In simple random sampling, every unit in the population has an equal chance of being selected. The process emphasizes fairness and equal opportunity for inclusion, and it is often viewed as the cleanest baseline approach for inference. Randomization can be implemented with random-number generators or random draws, and the resulting sample's properties are well characterized by standard statistical theory. See random sampling for related ideas.

Systematic sampling

Systematic sampling starts with a randomly chosen starting point and then selects every k-th unit in a sequenced list. This method is straightforward to execute in large populations and can yield good results when the ordering of the list has no hidden structure that could bias selection. If the order of units is correlated with the outcome of interest, systematic sampling may introduce bias, so practitioners guard against patterned lists. See systematic sampling.

Stratified sampling

Stratified sampling divides the population into subgroups, or strata, that are internally homogeneous with respect to the variable of interest, and then samples within each stratum. This can improve precision and ensure representation of key subgroups. Strata can be formed by demographic characteristics such as age, income, or geography, and the sampling within strata can be proportionate or disproportionate to the population share. See stratified sampling.

Cluster sampling and multistage sampling

Cluster sampling groups units into natural clusters (for example, households within neighborhoods) and samples clusters rather than individuals. This approach can dramatically reduce fieldwork costs, especially when units are geographically dispersed. Multistage sampling combines clusters with subsequent stages of sampling within selected clusters, often mixing stratification with clustering to balance efficiency and precision. See cluster sampling and multistage sampling.

Subtypes and weighting

In many designs, probabilities of selection are adjusted to reflect varying sampling frames or to correct for unequal selection (weighting). Weighting aims to ensure that the final estimates reflect the population composition, particularly when response patterns differ across subgroups. See weighting and design effect for related concepts.
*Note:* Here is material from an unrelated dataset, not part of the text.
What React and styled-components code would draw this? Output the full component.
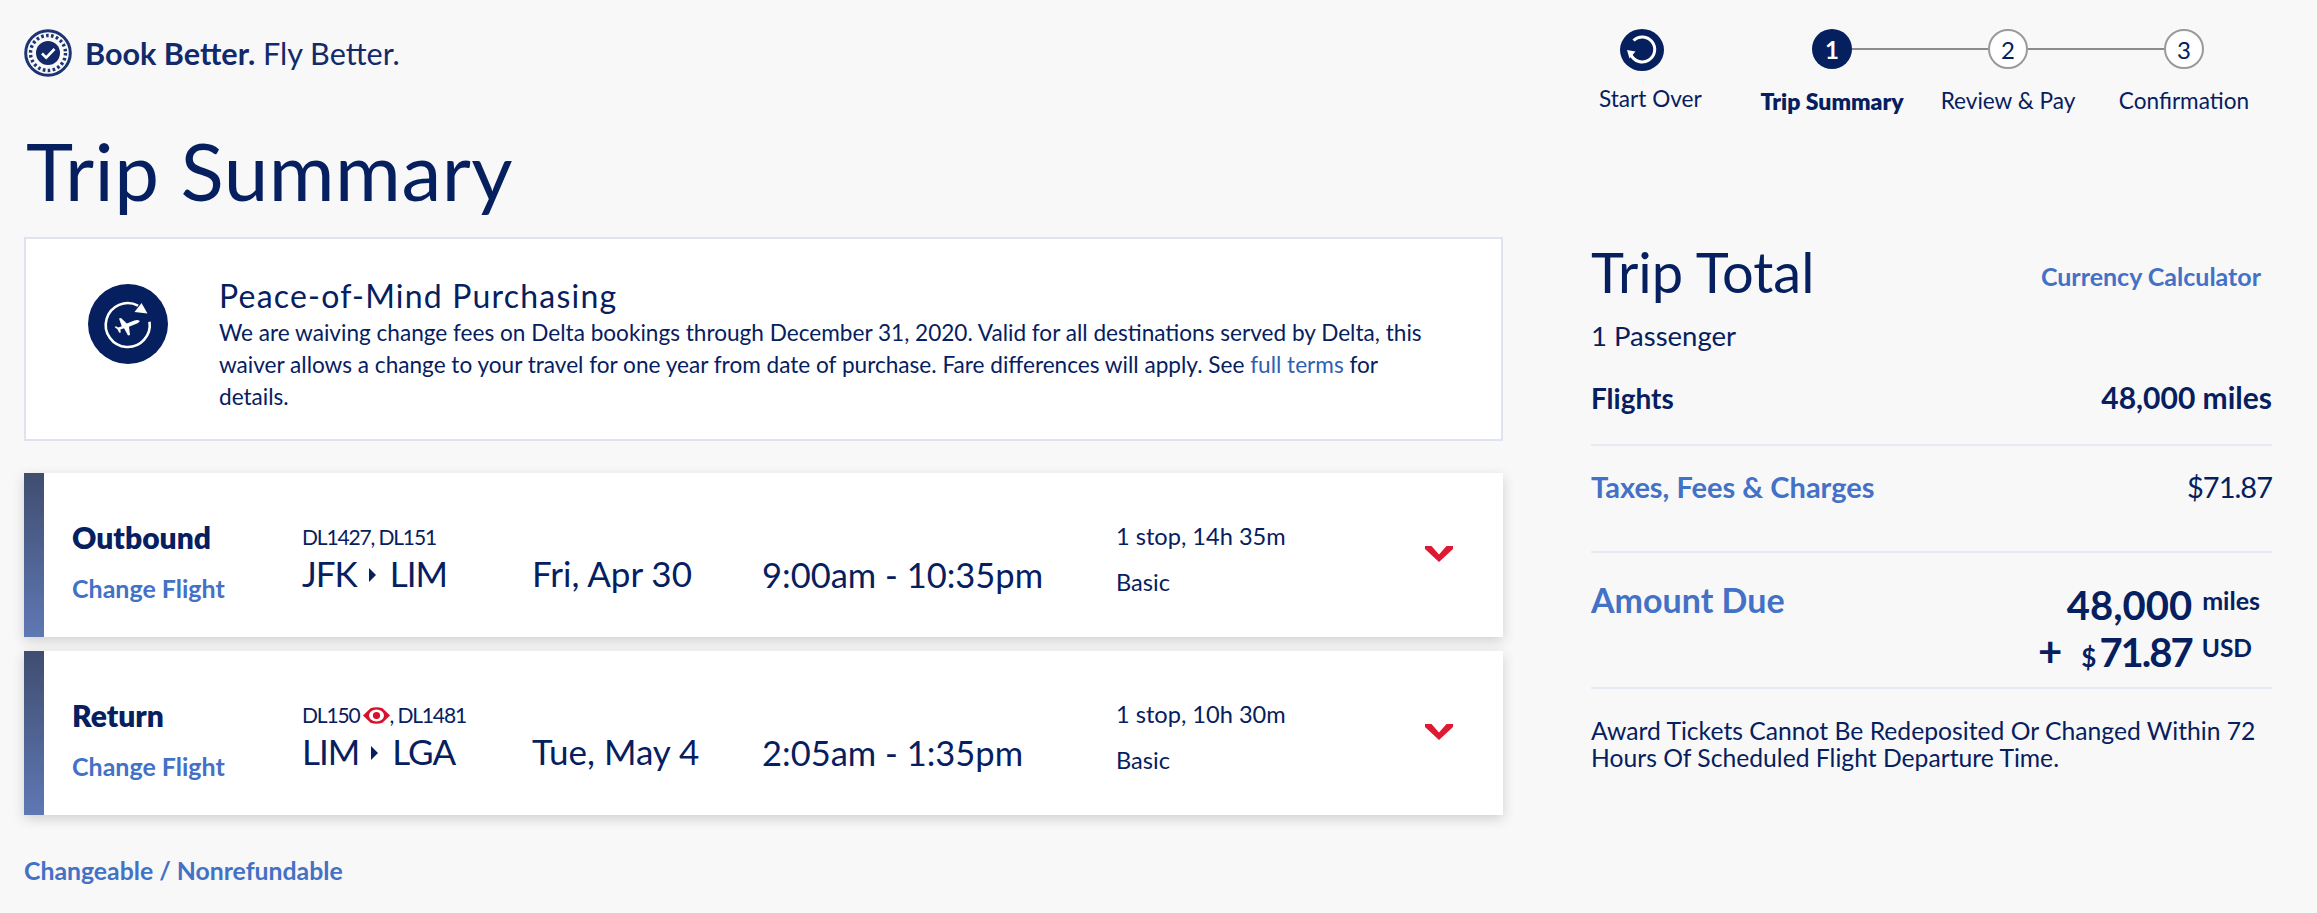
import React from "react";
import styled, { createGlobalStyle } from "styled-components";

const NAVY = "#06205f";
const BLUE = "#4371c6";
const RED = "#e01933";

const Global = createGlobalStyle`
  html, body { margin: 0; padding: 0; background: #f8f8f8; }
  body { font-family: "Lato", "Liberation Sans", sans-serif; color: ${NAVY}; }
  * { box-sizing: border-box; }
`;

const Page = styled.div`
  width: 2317px;
  height: 913px;
  overflow: hidden;
  padding: 29px 45px 0 24px;
  display: grid;
  grid-template-columns: 1479px 681px;
  column-gap: 88px;
  align-items: start;
`;
const LeftColumn = styled.main`display: flex; flex-direction: column;`;
const RightColumn = styled.aside`display: flex; flex-direction: column;`;

const Brand = styled.div`display: flex; align-items: center; height: 48px;`;
const BrandText = styled.div`
  margin-left: 13px;
  font-size: 30.6px;
  white-space: pre;
  color: #122a6b;
  b { font-weight: 700; }
`;
const Title = styled.h1`
  margin: 45px 0 0 2px;
  font-size: 80px;
  line-height: 96px;
  font-weight: 400;
  letter-spacing: 0.5px;
  white-space: nowrap;
`;

const Banner = styled.section`
  margin-top: 19px;
  height: 204px;
  background: #fff;
  border: 2px solid #dee3ef;
  display: flex;
  align-items: flex-start;
  padding: 45px 0 0 62px;
`;
const BannerIcon = styled.svg`width: 80px; height: 80px; flex: none; margin-right: 51px;`;
const BannerBody = styled.div`width: 1230px;`;
const BannerTitle = styled.h2`
  margin: -8px 0 1px;
  font-size: 32px;
  line-height: 40px;
  font-weight: 400;
  letter-spacing: 1.2px;
`;
const BannerText = styled.p`
  margin: 0;
  font-size: 22.6px;
  line-height: 32px;
  a { color: #2f5fb3; text-decoration: none; }
`;

const Card = styled.article`
  margin-top: ${(p) => p.$gap}px;
  height: 164px;
  background: #fff;
  display: grid;
  grid-template-columns: 20px 28px 230px 230px 230px 354px 309px 1fr;
  box-shadow: 0 4px 12px rgba(0, 0, 0, 0.16);
`;
const Bar = styled.div`background: linear-gradient(180deg, #3f4d6f, #5f78b4);`;
const Spacer = styled.div``;
const Cell = styled.div`
  padding-top: ${(p) => p.$top}px;
  display: flex;
  flex-direction: column;
  white-space: nowrap;
`;
const Direction = styled.div`font-size: 30px; line-height: 34px; font-weight: 800;`;
const ChangeLink = styled.a`
  margin-top: 18px;
  font-size: 25px;
  line-height: 32px;
  font-weight: 700;
  color: ${BLUE};
`;
const FlightNums = styled.div`
  display: flex;
  align-items: center;
  font-size: 21px;
  line-height: 26px;
  letter-spacing: -1.15px;
`;
const Route = styled.div`
  margin-top: 1px;
  display: flex;
  align-items: center;
  font-size: 35px;
  line-height: 44px;
  letter-spacing: -1px;
`;
const RouteArrow = styled.svg`width: 7px; height: 14px; margin: 4px 14px 0 12px;`;
const BigText = styled.div`font-size: ${(p) => p.$size}px; line-height: 44px;`;
const SmallText = styled.div`font-size: 23.6px; line-height: 30px; margin-top: ${(p) => p.$gap || 0}px;`;
const Eye = styled.svg`width: 27px; height: 17px; margin: 0 0 0 3px;`;
const Chevron = styled.svg`width: 28px; height: 16px;`;

const Footnote = styled.a`
  margin-top: 40px;
  font-size: 24.8px;
  line-height: 32px;
  font-weight: 700;
  color: ${BLUE};
`;

const Stepper = styled.nav`display: flex; height: 209px;`;
const StartOver = styled.div`width: 153px; padding-left: 8px; display: flex; flex-direction: column;`;
const RoundIcon = styled.svg`width: 44px; height: 42px; margin-left: 21px;`;
const StepLabel = styled.div`
  font-size: ${(p) => (p.$bold ? 23 : 22.6)}px;
  line-height: 28px;
  margin-top: ${(p) => p.$top}px;
  font-weight: ${(p) => (p.$bold ? 800 : 400)};
  white-space: nowrap;
  text-align: ${(p) => p.$align || "center"};
`;
const Steps = styled.ol`
  list-style: none;
  margin: 0;
  padding: 0;
  display: grid;
  grid-template-columns: repeat(3, 176px);
`;
const Step = styled.li`display: flex; flex-direction: column; align-items: stretch;`;
const StepTrack = styled.div`display: flex; align-items: center; height: 40px;`;
const Connector = styled.div`flex: 1; height: 2px; background: ${(p) => (p.$hidden ? "transparent" : "#8c8c8c")};`;
const Bubble = styled.div`
  width: 40px;
  height: 40px;
  border-radius: 50%;
  flex: none;
  display: flex;
  align-items: center;
  justify-content: center;
  font-size: 24px;
  font-weight: ${(p) => (p.$active ? 700 : 400)};
  background: ${(p) => (p.$active ? NAVY : "#fff")};
  color: ${(p) => (p.$active ? "#fff" : NAVY)};
  border: ${(p) => (p.$active ? "none" : "2px solid #9a9a9a")};
`;

const TotalHead = styled.div`display: flex; justify-content: space-between; align-items: flex-start; padding-right: 11px;`;
const TotalTitle = styled.h2`margin: 0; font-size: 56px; line-height: 68px; font-weight: 400;`;
const CurrencyLink = styled.a`margin-top: 23px; font-size: 25px; line-height: 30px; font-weight: 700; color: ${BLUE};`;
const Passengers = styled.div`margin-top: 12px; font-size: 27.5px; line-height: 36px;`;
const Row = styled.div`
  display: flex;
  justify-content: space-between;
  align-items: baseline;
  padding: ${(p) => p.$pad};
  border-bottom: 2px solid #e6ebf5;
`;
const RowLabel = styled.span`
  font-size: ${(p) => p.$size}px;
  line-height: 36px;
  font-weight: ${(p) => p.$weight || 400};
  letter-spacing: ${(p) => p.$track || 0}px;
  color: ${(p) => (p.$link ? BLUE : NAVY)};
`;
const AmountRow = styled.div`
  display: flex;
  justify-content: space-between;
  align-items: flex-start;
  height: 136px;
  padding-top: 29px;
  border-bottom: 2px solid #e6ebf5;
`;
const AmountLines = styled.div`display: flex; flex-direction: column; align-items: flex-end;`;
const AmountLine = styled.div`display: flex; align-items: baseline; padding-right: ${(p) => p.$right}px;`;
const AmountBig = styled.span`font-size: 40px; line-height: 46px; font-weight: 700; letter-spacing: ${(p) => p.$track || 0}px;`;
const AmountPlus = styled.span`font-size: 42px; line-height: 46px; margin-right: 19px; font-weight: 700;`;
const AmountCur = styled.span`font-size: 26px; font-weight: 700; margin-right: 3px;`;
const AmountSup = styled.span`font-size: ${(p) => p.$size}px; font-weight: 700; margin-left: 10px; position: relative; top: -10px;`;
const Notice = styled.p`margin: 28px 0 0; font-size: 24.7px; line-height: 27px;`;

const LogoMark = () => (
  <svg width="48" height="48" viewBox="0 0 48 48" style={{ flex: "none" }}>
    <circle cx="24" cy="24" r="22.3" fill="none" stroke="#1c3474" strokeWidth="3" />
    <circle cx="24" cy="24" r="17.5" fill="none" stroke="#1c3474" strokeWidth="3.4" strokeDasharray="2.6 2.4" />
    <circle cx="24" cy="24" r="12" fill="#14296a" />
    <path d="M18 24.5l4.2 4.2L30.5 20" fill="none" stroke="#fff" strokeWidth="2.6" />
  </svg>
);

const PlaneIcon = () => (
  <BannerIcon viewBox="0 0 80 80">
    <circle cx="40" cy="40" r="40" fill={NAVY} />
    <path d="M61.5 37.8A22 22 0 1 1 50 21.6" fill="none" stroke="#fff" strokeWidth="2.6" />
    <polygon points="59.5,29.5 53.5,19 46.5,28" fill="#fff" />
    <path d="M51.5 36.2c1 1-1 2.6-3.2 3.5L41 42.8l1 8.2-2 .6-4-7.4-3.6 1.4.4 2.8-1.6.4-1.6-3.4-3-2.4 1.4-.8 2.2 1.4 3.6-1.4-2.8-7.6 2-.6 5.8 5.6 7.6-3c2.2-.9 4.1-.9 5 .4z" fill="#fff" />
  </BannerIcon>
);

const RestartIcon = () => (
  <RoundIcon viewBox="0 0 44 42">
    <ellipse cx="22" cy="21" rx="22" ry="21" fill={NAVY} />
    <path d="M11 26A12.5 12.5 0 1 0 13.5 11.5" fill="none" stroke="#fff" strokeWidth="3" />
    <polygon points="7,21 15.5,22.5 9.5,29.5" fill="#fff" />
  </RoundIcon>
);

const EyeIcon = () => (
  <Eye viewBox="0 0 27 17">
    <path d="M0 8.5L7.5 1.2Q13.5-.8 19.5 1.2L27 8.5 19.5 15.8Q13.5 17.8 7.5 15.8Z" fill="#d8112b" />
    <ellipse cx="13.5" cy="8.5" rx="7.5" ry="6" fill="#fff" />
    <circle cx="13.5" cy="8.5" r="3.6" fill="#d8112b" />
  </Eye>
);

const Arrow = () => (
  <RouteArrow viewBox="0 0 7 14">
    <polygon points="0,0 7,7 0,14" fill={NAVY} />
  </RouteArrow>
);

const Down = () => (
  <Chevron viewBox="0 0 28 16">
    <polygon points="0,0 6.5,0 14,8.5 21.5,0 28,0 28,3 14,16 0,3" fill={RED} />
  </Chevron>
);

const FlightCard = ({ gap, label, nums, from, to, date, time, stops }) => (
  <Card $gap={gap}>
    <Bar />
    <Spacer />
    <Cell $top={47}>
      <Direction>{label}</Direction>
      <ChangeLink>Change Flight</ChangeLink>
    </Cell>
    <Cell $top={51}>
      <FlightNums>{nums}</FlightNums>
      <Route>{from}<Arrow />{to}</Route>
    </Cell>
    <Cell $top={78}><BigText $size={35}>{date}</BigText></Cell>
    <Cell $top={80}><BigText $size={34.5}>{time}</BigText></Cell>
    <Cell $top={48}>
      <SmallText>{stops}</SmallText>
      <SmallText $gap={16}>Basic</SmallText>
    </Cell>
    <Cell $top={73}><Down /></Cell>
  </Card>
);

export default function App() {
  return (
    <Page>
      <Global />
      <LeftColumn>
        <Brand>
          <LogoMark />
          <BrandText><b>Book Better.</b> Fly Better.</BrandText>
        </Brand>
        <Title>Trip Summary</Title>
        <Banner>
          <PlaneIcon />
          <BannerBody>
            <BannerTitle>Peace-of-Mind Purchasing</BannerTitle>
            <BannerText>
              We are waiving change fees on Delta bookings through December 31, 2020. Valid for all destinations served by Delta, this waiver allows a change to your travel for one year from date of purchase. Fare differences will apply. See <a>full terms</a> for details.
            </BannerText>
          </BannerBody>
        </Banner>
        <FlightCard gap={32} label="Outbound" nums="DL1427, DL151" from="JFK" to="LIM" date="Fri, Apr 30" time="9:00am - 10:35pm" stops="1 stop, 14h 35m" />
        <FlightCard gap={14} label="Return" nums={<>DL150<EyeIcon />, DL1481</>} from="LIM" to="LGA" date="Tue, May 4" time="2:05am - 1:35pm" stops="1 stop, 10h 30m" />
        <Footnote>Changeable / Nonrefundable</Footnote>
      </LeftColumn>
      <RightColumn>
        <Stepper>
          <StartOver>
            <RestartIcon />
            <StepLabel $top={14} $align="left">Start Over</StepLabel>
          </StartOver>
          <Steps>
            <Step>
              <StepTrack><Connector $hidden /><Bubble $active>1</Bubble><Connector /></StepTrack>
              <StepLabel $top={18} $bold>Trip Summary</StepLabel>
            </Step>
            <Step>
              <StepTrack><Connector /><Bubble>2</Bubble><Connector /></StepTrack>
              <StepLabel $top={18}>Review &amp; Pay</StepLabel>
            </Step>
            <Step>
              <StepTrack><Connector /><Bubble>3</Bubble><Connector $hidden /></StepTrack>
              <StepLabel $top={18}>Confirmation</StepLabel>
            </Step>
          </Steps>
        </Stepper>
        <TotalHead>
          <TotalTitle>Trip Total</TotalTitle>
          <CurrencyLink>Currency Calculator</CurrencyLink>
        </TotalHead>
        <Passengers>1 Passenger</Passengers>
        <Row $pad="25px 0 28px">
          <RowLabel $size={28} $weight={700}>Flights</RowLabel>
          <RowLabel $size={30} $weight={700}>48,000 miles</RowLabel>
        </Row>
        <Row $pad="23px 0 46px">
          <RowLabel $size={29} $weight={700} $link>Taxes, Fees &amp; Charges</RowLabel>
          <RowLabel $size={29} $track={-1}>$71.87</RowLabel>
        </Row>
        <AmountRow>
          <RowLabel $size={34} $weight={700} $link>Amount Due</RowLabel>
          <AmountLines>
            <AmountLine $right={12}>
              <AmountBig>48,000</AmountBig>
              <AmountSup $size={25}>miles</AmountSup>
            </AmountLine>
            <AmountLine $right={20}>
              <AmountPlus>+</AmountPlus>
              <AmountCur>$</AmountCur>
              <AmountBig $track={-2}>71.87</AmountBig>
              <AmountSup $size={24.5}>USD</AmountSup>
            </AmountLine>
          </AmountLines>
        </AmountRow>
        <Notice>Award Tickets Cannot Be Redeposited Or Changed Within 72 Hours Of Scheduled Flight Departure Time.</Notice>
      </RightColumn>
    </Page>
  );
}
Sampling frame and finite population considerations

A sampling frame is the actual list or mechanism from which units are drawn. Gaps between the frame and the true population lead to coverage errors, a central concern in practice. When sampling from a finite population, the finite population correction may be relevant to adjust variance estimates. See sampling frame and finite population correction.

Key concepts and measures

Sampling frame: the operational list or method used to identify potential respondents; gaps between the frame and population can bias results. See sampling frame.
Sampling error: the difference between the sample estimate and the true population value that arises from using a subset rather than the whole population. See sampling error.
Margin of error and confidence intervals: likelihood statements about how close the sample estimates are to population parameters; essential for interpreting results. See margin of error and confidence interval.
Design effect: the factor by which the variance of an estimate increases due to complex sampling designs (as opposed to simple random sampling). See design effect.
Nonresponse bias: distortions arising when those who do not participate differ systematically from respondents; a major practical challenge in surveys. See nonresponse bias.
Weighting: adjusting survey results to correct for unequal probabilities of selection and differential response rates. See weighting.
Randomization and bias: random assignment and random selection help defend against systematic bias, but real-world surveys contend with imperfect frames, nonresponse, and measurement error. See random sampling and sampling bias.

Applications and practices

Probability sampling has long underpinned national censuses, electoral polls, and market research. It provides a defensible basis for public estimates, program evaluation, and policy analysis, supporting transparency about what is known and what remains uncertain. Classic implementers include national statistical offices and major polling organizations, which rely on established designs and rigorous weighting to produce population-level inferences. See census and opinion poll for related applications and methods.

When decisions hinge on quick results, practitioners may turn to faster or cheaper approaches, but these often rely on non-probability methods that trade generalizability for speed. The debate over when and how to rely on probability sampling intersects with broader questions about data availability, privacy, and the role of government versus private actors in measuring public conditions. See discussions around survey sampling and statistics for broader context.

In historical terms, probability sampling matured alongside formal statistical theory. It remains a touchstone for credible inferences about populations, even as digital data streams and alternative data sources complicate the landscape. References to classical designs appear in discussions of simple random sampling, stratified sampling, and cluster sampling, while modern practice increasingly emphasizes design transparency, preregistration, and replication to guard against selective reporting.

Controversies and debates

Representativeness versus practicality: Proponents of probability sampling emphasize its ability to quantify uncertainty and control bias, arguing that randomization yields more credible population estimates than convenience-based approaches. Critics point to rising costs, declining response rates, and the increasing complexity of modern populations, arguing that non-probability methods or mixed designs can be faster or cheaper while still offering useful insights. See sampling frame and nonresponse bias.
Big data and the sampling paradox: In the age of vast digital traces, some observers claim that large non-probability samples can yield timely signals or that model-based inference can compensate for selection. Advocates of probability sampling respond that without known inclusion probabilities and transparent uncertainty, estimates risk hidden bias and credibility issues, especially for policy-relevant questions. See big data and sampling bias.
Policy accountability and methodological rigor: From a market-oriented or fiscally conservative perspective, probability sampling is valued for its auditable procedures, repeatability, and explicit costs. Critics argue that rigid adherence to traditional designs may stifle innovation or fail to capture rapidly shifting demographics. The responsible view tends to balance the cost of precision with the value of verifiable results, relying on weighting and sensitivity analyses to test robustness. See confidence interval, margin of error, and design effect.
Wording, ordering, and frame effects: Even with probability sampling, the way questions are posed or the order in which topics appear can influence responses. Conservatively designed surveys mitigate these effects through pretesting, standardization, and transparency about methodological choices. See question wording and survey methodology.